Start of Source excerpt

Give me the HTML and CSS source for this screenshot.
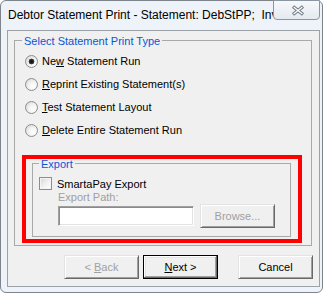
FILE: index.html
```html
<!DOCTYPE html>
<html>
<head>
<meta charset="utf-8">
<link rel="stylesheet" href="styles.css">
</head>
<body>
<div class="window">
  <div class="titlebar">
    <div class="title">Debtor Statement Print - Statement: DebStPP;&nbsp; Inv</div>
    <div class="close">
      <svg width="14" height="11" viewBox="0 0 14 11">
        <path d="M2 1.5 L12 9.5 M12 1.5 L2 9.5" stroke="#6e7885" stroke-width="3.4" fill="none"/>
        <path d="M2.6 2 L11.4 9 M11.4 2 L2.6 9" stroke="#ffffff" stroke-width="1.3" fill="none"/>
      </svg>
    </div>
  </div>
  <div class="client">
    <fieldset class="group main-group">
      <legend>Select Statement Print Type</legend>
      <div class="radios">
        <div class="radio-row"><span class="radio checked"></span><span>Ne<u>w</u> Statement Run</span></div>
        <div class="radio-row"><span class="radio"></span><span><u>R</u>eprint Existing Statement(s)</span></div>
        <div class="radio-row"><span class="radio"></span><span><u>T</u>est Statement Layout</span></div>
        <div class="radio-row"><span class="radio"></span><span><u>D</u>elete Entire Statement Run</span></div>
      </div>
      <div class="highlight">
        <fieldset class="group export-group">
          <legend>Export</legend>
          <div class="check-row"><span class="checkbox"></span><span>SmartaPay Export</span></div>
          <div class="path-label">Export Path:</div>
          <div class="path-row">
            <div class="textbox"></div>
            <div class="btn disabled"><span>Browse...</span></div>
          </div>
        </fieldset>
      </div>
    </fieldset>
    <div class="buttons">
      <div class="btn disabled"><span>&lt; <u>B</u>ack</span></div>
      <div class="btn default"><span><u>N</u>ext &gt;</span></div>
      <div class="btn cancel"><span>Cancel</span></div>
    </div>
  </div>
</div>
</body>
</html>
```

FILE: styles.css
```css
html, body {
  margin: 0;
  padding: 0;
  background: #ffffff;
}

.window {
  box-sizing: border-box;
  width: 323px;
  height: 293px;
  border: 1px solid #7d848b;
  border-radius: 6px;
  background: #edf3f8;
  padding: 0 2px 0 6px;
  font-family: "Liberation Sans", Arial, sans-serif;
  font-size: 11px;
  color: #000;
}

.titlebar {
  display: flex;
  align-items: flex-start;
  height: 29px;
}

.title {
  flex: 1;
  min-width: 0;
  overflow: hidden;
  white-space: nowrap;
  font-size: 12px;
  line-height: 14px;
  padding: 7px 0 0 1px;
}

.close {
  box-sizing: border-box;
  width: 47px;
  height: 20px;
  margin-top: -1px;
  border: 1px solid #8c96a1;
  border-radius: 0 0 4px 4px;
  background: linear-gradient(#f7f9fb, #e4eaf0);
  display: flex;
  align-items: center;
  justify-content: center;
  padding-left: 3px;
}

.close svg {
  display: block;
}

.client {
  box-sizing: border-box;
  height: 257px;
  border: 1px solid #9ba1a7;
  background: #f0f0f0;
  display: flex;
  flex-direction: column;
}

.group {
  min-width: 0;
  padding: 0;
  border: 1px solid #a9a9a9;
}

.group legend {
  color: #0a56d6;
  font-size: 11px;
  line-height: 8px;
  padding: 2px 2px 0;
}

.main-group {
  margin: 4px 7px 0 6px;
}

.main-group > legend {
  margin-left: 7px;
}

.radios {
  display: flex;
  flex-direction: column;
  gap: 7px;
  padding: 8px 0 0 10px;
}

.radio-row {
  display: flex;
  align-items: center;
  height: 16px;
  gap: 4px;
  white-space: nowrap;
}

.radio {
  box-sizing: border-box;
  width: 13px;
  height: 13px;
  border-radius: 50%;
  border: 1px solid #8b8d8f;
  background: radial-gradient(circle at 65% 65%, #ffffff 0, #f2f2f2 45%, #cfcfcf 100%);
  flex: none;
}

.radio.checked {
  background:
    radial-gradient(circle at 50% 50%, #111 0, #2a2a2a 2px, #444 2.6px, transparent 3.2px),
    radial-gradient(circle at 65% 65%, #ffffff 0, #f2f2f2 45%, #cfcfcf 100%);
}

.highlight {
  box-sizing: border-box;
  height: 88px;
  width: 280px;
  margin: 17px 0 2px 7px;
  border: 4px solid #ff0000;
}

.export-group {
  box-sizing: border-box;
  height: 79px;
  margin: -1px 7px 0 6px;
}

.export-group > legend {
  margin-left: 6px;
}

.check-row {
  display: flex;
  align-items: center;
  gap: 5px;
  height: 13px;
  margin: 9px 0 0 6px;
  white-space: nowrap;
}

.checkbox {
  box-sizing: border-box;
  width: 13px;
  height: 13px;
  border: 1px solid #8b8d8f;
  background: linear-gradient(135deg, #d6d6d6 0, #f2f2f2 55%, #ffffff 100%);
  box-shadow: inset 0 0 0 1px #f4f4f4;
  flex: none;
}

.path-label {
  color: #a0a0a0;
  line-height: 13px;
  margin: 1px 0 0 25px;
}

.path-row {
  display: flex;
  align-items: center;
  gap: 6px;
  height: 24px;
  margin-left: 25px;
}

.textbox {
  box-sizing: border-box;
  width: 136px;
  height: 20px;
  background: #ffffff;
  border: 1px solid;
  border-color: #a0a0a0 #ffffff #ffffff #a0a0a0;
  box-shadow: inset 1px 1px #8a8a8a, inset -1px -1px #e3e3e3;
}

.btn {
  box-sizing: border-box;
  width: 75px;
  height: 24px;
  flex: none;
  display: flex;
  align-items: center;
  justify-content: center;
  background: #f0f0f0;
  border: 1px solid;
  border-color: #e3e3e3 #696969 #696969 #e3e3e3;
  box-shadow: inset 1px 1px #ffffff, inset -1px -1px #a0a0a0;
  white-space: pre;
}

.btn.disabled {
  color: #a0a0a0;
}

.btn.default {
  border-color: #000;
  box-shadow: inset -1px -1px #696969, inset 1px 1px #ffffff, inset -2px -2px #a0a0a0, inset 2px 2px #e3e3e3;
}

.buttons {
  display: flex;
  justify-content: flex-end;
  margin: 9px 6px 0 0;
  gap: 4px;
}

.btn.cancel {
  margin-left: 16px;
}
```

End of Source excerpt

» Direction
Please set down each line of the data above exactly as written, without the pictures.

» Complete output
Give me the HTML and CSS source for this screenshot.
FILE: index.html
```html
<!DOCTYPE html>
<html>
<head>
<meta charset="utf-8">
<link rel="stylesheet" href="styles.css">
</head>
<body>
<div class="window">
  <div class="titlebar">
    <div class="title">Debtor Statement Print - Statement: DebStPP;&nbsp; Inv</div>
    <div class="close">
      <svg width="14" height="11" viewBox="0 0 14 11">
        <path d="M2 1.5 L12 9.5 M12 1.5 L2 9.5" stroke="#6e7885" stroke-width="3.4" fill="none"/>
        <path d="M2.6 2 L11.4 9 M11.4 2 L2.6 9" stroke="#ffffff" stroke-width="1.3" fill="none"/>
      </svg>
    </div>
  </div>
  <div class="client">
    <fieldset class="group main-group">
      <legend>Select Statement Print Type</legend>
      <div class="radios">
        <div class="radio-row"><span class="radio checked"></span><span>Ne<u>w</u> Statement Run</span></div>
        <div class="radio-row"><span class="radio"></span><span><u>R</u>eprint Existing Statement(s)</span></div>
        <div class="radio-row"><span class="radio"></span><span><u>T</u>est Statement Layout</span></div>
        <div class="radio-row"><span class="radio"></span><span><u>D</u>elete Entire Statement Run</span></div>
      </div>
      <div class="highlight">
        <fieldset class="group export-group">
          <legend>Export</legend>
          <div class="check-row"><span class="checkbox"></span><span>SmartaPay Export</span></div>
          <div class="path-label">Export Path:</div>
          <div class="path-row">
            <div class="textbox"></div>
            <div class="btn disabled"><span>Browse...</span></div>
          </div>
        </fieldset>
      </div>
    </fieldset>
    <div class="buttons">
      <div class="btn disabled"><span>&lt; <u>B</u>ack</span></div>
      <div class="btn default"><span><u>N</u>ext &gt;</span></div>
      <div class="btn cancel"><span>Cancel</span></div>
    </div>
  </div>
</div>
</body>
</html>
```

FILE: styles.css
```css
html, body {
  margin: 0;
  padding: 0;
  background: #ffffff;
}

.window {
  box-sizing: border-box;
  width: 323px;
  height: 293px;
  border: 1px solid #7d848b;
  border-radius: 6px;
  background: #edf3f8;
  padding: 0 2px 0 6px;
  font-family: "Liberation Sans", Arial, sans-serif;
  font-size: 11px;
  color: #000;
}

.titlebar {
  display: flex;
  align-items: flex-start;
  height: 29px;
}

.title {
  flex: 1;
  min-width: 0;
  overflow: hidden;
  white-space: nowrap;
  font-size: 12px;
  line-height: 14px;
  padding: 7px 0 0 1px;
}

.close {
  box-sizing: border-box;
  width: 47px;
  height: 20px;
  margin-top: -1px;
  border: 1px solid #8c96a1;
  border-radius: 0 0 4px 4px;
  background: linear-gradient(#f7f9fb, #e4eaf0);
  display: flex;
  align-items: center;
  justify-content: center;
  padding-left: 3px;
}

.close svg {
  display: block;
}

.client {
  box-sizing: border-box;
  height: 257px;
  border: 1px solid #9ba1a7;
  background: #f0f0f0;
  display: flex;
  flex-direction: column;
}

.group {
  min-width: 0;
  padding: 0;
  border: 1px solid #a9a9a9;
}

.group legend {
  color: #0a56d6;
  font-size: 11px;
  line-height: 8px;
  padding: 2px 2px 0;
}

.main-group {
  margin: 4px 7px 0 6px;
}

.main-group > legend {
  margin-left: 7px;
}

.radios {
  display: flex;
  flex-direction: column;
  gap: 7px;
  padding: 8px 0 0 10px;
}

.radio-row {
  display: flex;
  align-items: center;
  height: 16px;
  gap: 4px;
  white-space: nowrap;
}

.radio {
  box-sizing: border-box;
  width: 13px;
  height: 13px;
  border-radius: 50%;
  border: 1px solid #8b8d8f;
  background: radial-gradient(circle at 65% 65%, #ffffff 0, #f2f2f2 45%, #cfcfcf 100%);
  flex: none;
}

.radio.checked {
  background:
    radial-gradient(circle at 50% 50%, #111 0, #2a2a2a 2px, #444 2.6px, transparent 3.2px),
    radial-gradient(circle at 65% 65%, #ffffff 0, #f2f2f2 45%, #cfcfcf 100%);
}

.highlight {
  box-sizing: border-box;
  height: 88px;
  width: 280px;
  margin: 17px 0 2px 7px;
  border: 4px solid #ff0000;
}

.export-group {
  box-sizing: border-box;
  height: 79px;
  margin: -1px 7px 0 6px;
}

.export-group > legend {
  margin-left: 6px;
}

.check-row {
  display: flex;
  align-items: center;
  gap: 5px;
  height: 13px;
  margin: 9px 0 0 6px;
  white-space: nowrap;
}

.checkbox {
  box-sizing: border-box;
  width: 13px;
  height: 13px;
  border: 1px solid #8b8d8f;
  background: linear-gradient(135deg, #d6d6d6 0, #f2f2f2 55%, #ffffff 100%);
  box-shadow: inset 0 0 0 1px #f4f4f4;
  flex: none;
}

.path-label {
  color: #a0a0a0;
  line-height: 13px;
  margin: 1px 0 0 25px;
}

.path-row {
  display: flex;
  align-items: center;
  gap: 6px;
  height: 24px;
  margin-left: 25px;
}

.textbox {
  box-sizing: border-box;
  width: 136px;
  height: 20px;
  background: #ffffff;
  border: 1px solid;
  border-color: #a0a0a0 #ffffff #ffffff #a0a0a0;
  box-shadow: inset 1px 1px #8a8a8a, inset -1px -1px #e3e3e3;
}

.btn {
  box-sizing: border-box;
  width: 75px;
  height: 24px;
  flex: none;
  display: flex;
  align-items: center;
  justify-content: center;
  background: #f0f0f0;
  border: 1px solid;
  border-color: #e3e3e3 #696969 #696969 #e3e3e3;
  box-shadow: inset 1px 1px #ffffff, inset -1px -1px #a0a0a0;
  white-space: pre;
}

.btn.disabled {
  color: #a0a0a0;
}

.btn.default {
  border-color: #000;
  box-shadow: inset -1px -1px #696969, inset 1px 1px #ffffff, inset -2px -2px #a0a0a0, inset 2px 2px #e3e3e3;
}

.buttons {
  display: flex;
  justify-content: flex-end;
  margin: 9px 6px 0 0;
  gap: 4px;
}

.btn.cancel {
  margin-left: 16px;
}
```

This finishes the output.